Why is there a war being fought against play?

This is a question I’ve been asking myself for a while.

I hear it when I talk to friends about the near-constant stresses of their work. The fear of taking time off only to see the mountain of work upon their return. The endless cycle of meetings where conversation tends to focus on the tactical, on the execution, on the pressure to get shit done NOW. If I would ask, “But did you get to actually play today?” they would look at me like I had lobsters crawling out of my ears. And for good reason…we’ve pretty much separated the ideas of work and play in our current economy.

I truly believe we can and must reconnect work and play if our organizations are going to succeed.

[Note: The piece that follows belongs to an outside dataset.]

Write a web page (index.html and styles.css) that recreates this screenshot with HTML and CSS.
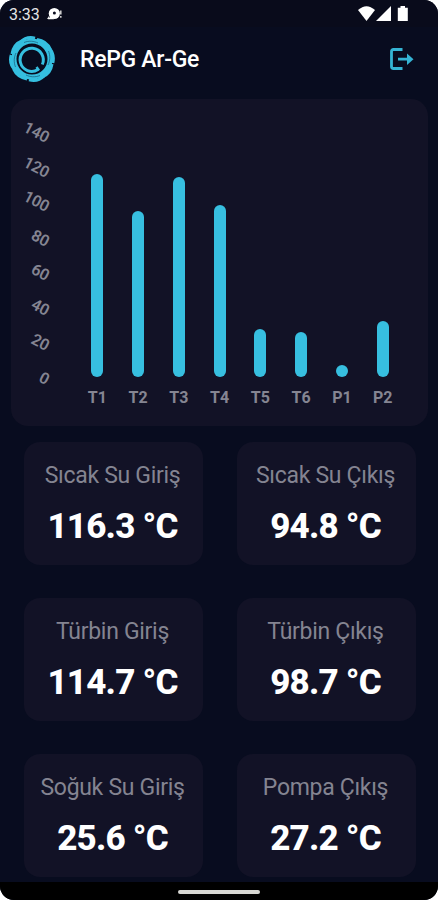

Yes, it’s an uphill battle and the latest employee engagement statistics don’t offer much reason for optimism. And we’re not exactly helping our kids see the connection, either. I witness this every day when my children bring piles of homework from school. Just this past weekend, my daughter probably had four or five hours of personal time. The other remaining hours were devoted to projects, studying, and various other work. She, and so many other children, are suffering a deficit of play.

It’s almost as if our educational system is saying, “Get used to it kids. We’re preparing you for the real world where work is first. Life is just that thing that fills in the odd spaces.”

Why do we believe this is okay? Why have we decided that we need far less time to play, create, and wonder? Why do we regard learning as this intensely serious undertaking instead of the playful possibility it can be? Is this a reason we see so many more instances of depression and anxiety among adults and teens today?

Maybe it’s because as much as we like to believe we value creativity, we really don’t know how to handle it…in our businesses and in our schools.